▶ _WORK TO BE COMPLETED_
How many of the lines contain the string "styled"? Give the number, with no other words.

[Start INFORMATION PROVIDED]

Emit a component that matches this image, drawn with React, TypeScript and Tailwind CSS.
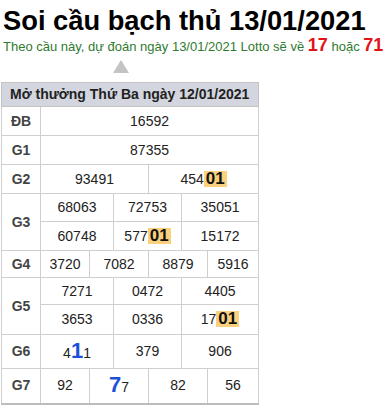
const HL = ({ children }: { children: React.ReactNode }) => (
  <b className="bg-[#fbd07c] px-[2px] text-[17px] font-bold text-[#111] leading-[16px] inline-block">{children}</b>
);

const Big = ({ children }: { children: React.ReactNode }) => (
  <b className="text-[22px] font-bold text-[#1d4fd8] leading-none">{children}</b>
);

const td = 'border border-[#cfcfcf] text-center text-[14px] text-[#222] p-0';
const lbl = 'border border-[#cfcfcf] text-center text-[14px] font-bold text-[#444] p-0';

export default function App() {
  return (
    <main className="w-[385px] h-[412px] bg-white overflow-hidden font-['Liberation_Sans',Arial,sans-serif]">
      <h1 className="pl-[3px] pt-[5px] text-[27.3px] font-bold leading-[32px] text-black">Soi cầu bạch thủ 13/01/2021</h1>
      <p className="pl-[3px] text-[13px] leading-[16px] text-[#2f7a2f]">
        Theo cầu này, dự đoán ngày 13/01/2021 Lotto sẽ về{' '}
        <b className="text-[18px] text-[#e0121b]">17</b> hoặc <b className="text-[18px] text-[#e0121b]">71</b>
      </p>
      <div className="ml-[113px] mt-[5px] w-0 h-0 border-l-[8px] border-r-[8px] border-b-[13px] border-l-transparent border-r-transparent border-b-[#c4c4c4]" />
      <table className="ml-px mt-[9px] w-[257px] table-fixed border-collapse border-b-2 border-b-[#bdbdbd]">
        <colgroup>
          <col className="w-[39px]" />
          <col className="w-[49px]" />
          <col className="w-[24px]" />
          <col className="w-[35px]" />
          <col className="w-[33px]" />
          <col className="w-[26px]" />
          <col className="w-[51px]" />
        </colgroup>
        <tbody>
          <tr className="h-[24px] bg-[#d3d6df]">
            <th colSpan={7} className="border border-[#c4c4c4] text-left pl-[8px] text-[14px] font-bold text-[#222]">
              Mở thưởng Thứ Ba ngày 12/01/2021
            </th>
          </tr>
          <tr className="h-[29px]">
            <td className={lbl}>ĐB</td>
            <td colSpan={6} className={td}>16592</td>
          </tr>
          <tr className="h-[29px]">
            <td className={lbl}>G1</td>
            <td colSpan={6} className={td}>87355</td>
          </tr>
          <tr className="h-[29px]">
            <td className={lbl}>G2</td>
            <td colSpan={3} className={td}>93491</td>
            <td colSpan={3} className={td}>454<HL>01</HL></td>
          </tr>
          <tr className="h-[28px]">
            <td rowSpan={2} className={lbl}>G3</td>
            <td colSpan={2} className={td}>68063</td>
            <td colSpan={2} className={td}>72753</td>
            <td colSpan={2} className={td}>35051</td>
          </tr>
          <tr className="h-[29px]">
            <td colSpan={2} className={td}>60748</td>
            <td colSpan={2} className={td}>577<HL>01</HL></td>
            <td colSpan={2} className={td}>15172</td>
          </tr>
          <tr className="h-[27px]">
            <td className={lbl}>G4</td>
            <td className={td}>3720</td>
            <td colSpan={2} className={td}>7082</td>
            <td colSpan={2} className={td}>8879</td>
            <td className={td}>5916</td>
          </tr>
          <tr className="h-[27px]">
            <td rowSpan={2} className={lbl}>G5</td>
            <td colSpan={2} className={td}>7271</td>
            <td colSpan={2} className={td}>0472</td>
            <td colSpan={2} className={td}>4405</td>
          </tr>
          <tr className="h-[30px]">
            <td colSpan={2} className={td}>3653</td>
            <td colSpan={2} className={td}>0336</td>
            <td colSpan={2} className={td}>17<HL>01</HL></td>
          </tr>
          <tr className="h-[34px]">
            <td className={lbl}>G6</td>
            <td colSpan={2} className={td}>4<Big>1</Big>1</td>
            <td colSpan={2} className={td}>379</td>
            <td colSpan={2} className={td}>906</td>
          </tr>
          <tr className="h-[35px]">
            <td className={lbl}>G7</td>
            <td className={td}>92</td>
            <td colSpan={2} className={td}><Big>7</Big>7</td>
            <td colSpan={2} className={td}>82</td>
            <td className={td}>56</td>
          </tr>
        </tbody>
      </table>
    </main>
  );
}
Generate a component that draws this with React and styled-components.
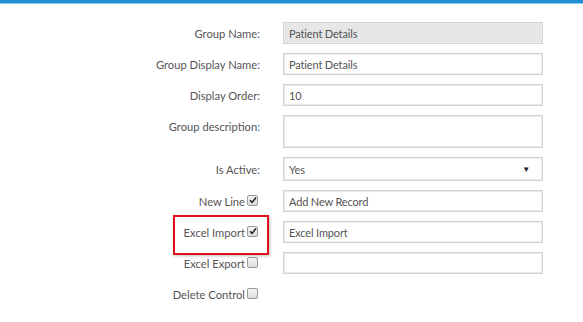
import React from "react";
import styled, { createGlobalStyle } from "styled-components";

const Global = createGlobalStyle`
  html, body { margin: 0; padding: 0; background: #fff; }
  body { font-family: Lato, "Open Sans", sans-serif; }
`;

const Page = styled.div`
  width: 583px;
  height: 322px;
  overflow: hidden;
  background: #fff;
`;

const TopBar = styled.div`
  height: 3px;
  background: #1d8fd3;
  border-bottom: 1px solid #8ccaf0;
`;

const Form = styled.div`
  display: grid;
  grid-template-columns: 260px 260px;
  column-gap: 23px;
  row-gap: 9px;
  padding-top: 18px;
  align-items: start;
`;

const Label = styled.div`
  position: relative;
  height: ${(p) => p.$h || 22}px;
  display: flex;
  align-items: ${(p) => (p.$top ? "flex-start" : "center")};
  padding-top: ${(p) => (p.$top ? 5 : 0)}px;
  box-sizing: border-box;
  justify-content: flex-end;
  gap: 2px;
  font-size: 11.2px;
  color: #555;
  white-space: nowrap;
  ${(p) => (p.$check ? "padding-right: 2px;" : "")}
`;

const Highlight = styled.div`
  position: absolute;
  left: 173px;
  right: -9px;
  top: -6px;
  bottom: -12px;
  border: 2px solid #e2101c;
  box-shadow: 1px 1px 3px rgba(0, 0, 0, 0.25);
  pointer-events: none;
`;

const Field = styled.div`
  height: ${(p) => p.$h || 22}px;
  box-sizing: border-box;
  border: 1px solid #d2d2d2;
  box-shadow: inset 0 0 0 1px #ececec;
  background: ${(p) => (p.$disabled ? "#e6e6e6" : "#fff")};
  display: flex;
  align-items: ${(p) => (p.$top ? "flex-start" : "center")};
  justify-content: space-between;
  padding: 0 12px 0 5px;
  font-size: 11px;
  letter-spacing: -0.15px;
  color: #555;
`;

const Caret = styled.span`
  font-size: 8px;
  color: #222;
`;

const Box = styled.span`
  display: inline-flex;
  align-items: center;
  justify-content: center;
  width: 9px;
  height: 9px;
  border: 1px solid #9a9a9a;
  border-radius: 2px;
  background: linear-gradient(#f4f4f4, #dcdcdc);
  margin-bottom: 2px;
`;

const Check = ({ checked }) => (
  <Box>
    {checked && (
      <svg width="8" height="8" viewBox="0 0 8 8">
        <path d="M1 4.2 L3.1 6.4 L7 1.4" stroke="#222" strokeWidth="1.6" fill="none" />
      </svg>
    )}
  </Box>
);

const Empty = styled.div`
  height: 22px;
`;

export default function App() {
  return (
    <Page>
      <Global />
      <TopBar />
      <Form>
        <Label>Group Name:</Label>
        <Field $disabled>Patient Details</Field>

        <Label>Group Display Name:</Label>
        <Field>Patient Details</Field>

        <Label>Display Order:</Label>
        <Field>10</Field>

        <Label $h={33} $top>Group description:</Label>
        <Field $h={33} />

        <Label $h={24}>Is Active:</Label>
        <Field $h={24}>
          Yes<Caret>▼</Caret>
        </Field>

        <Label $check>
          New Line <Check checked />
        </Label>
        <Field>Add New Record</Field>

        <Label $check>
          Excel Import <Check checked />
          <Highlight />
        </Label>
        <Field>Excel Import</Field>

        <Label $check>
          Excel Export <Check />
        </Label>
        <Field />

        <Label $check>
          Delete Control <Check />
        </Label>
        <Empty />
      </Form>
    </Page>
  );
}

[End INFORMATION PROVIDED]

▶ _SOLUTION TO THIS TASK_
11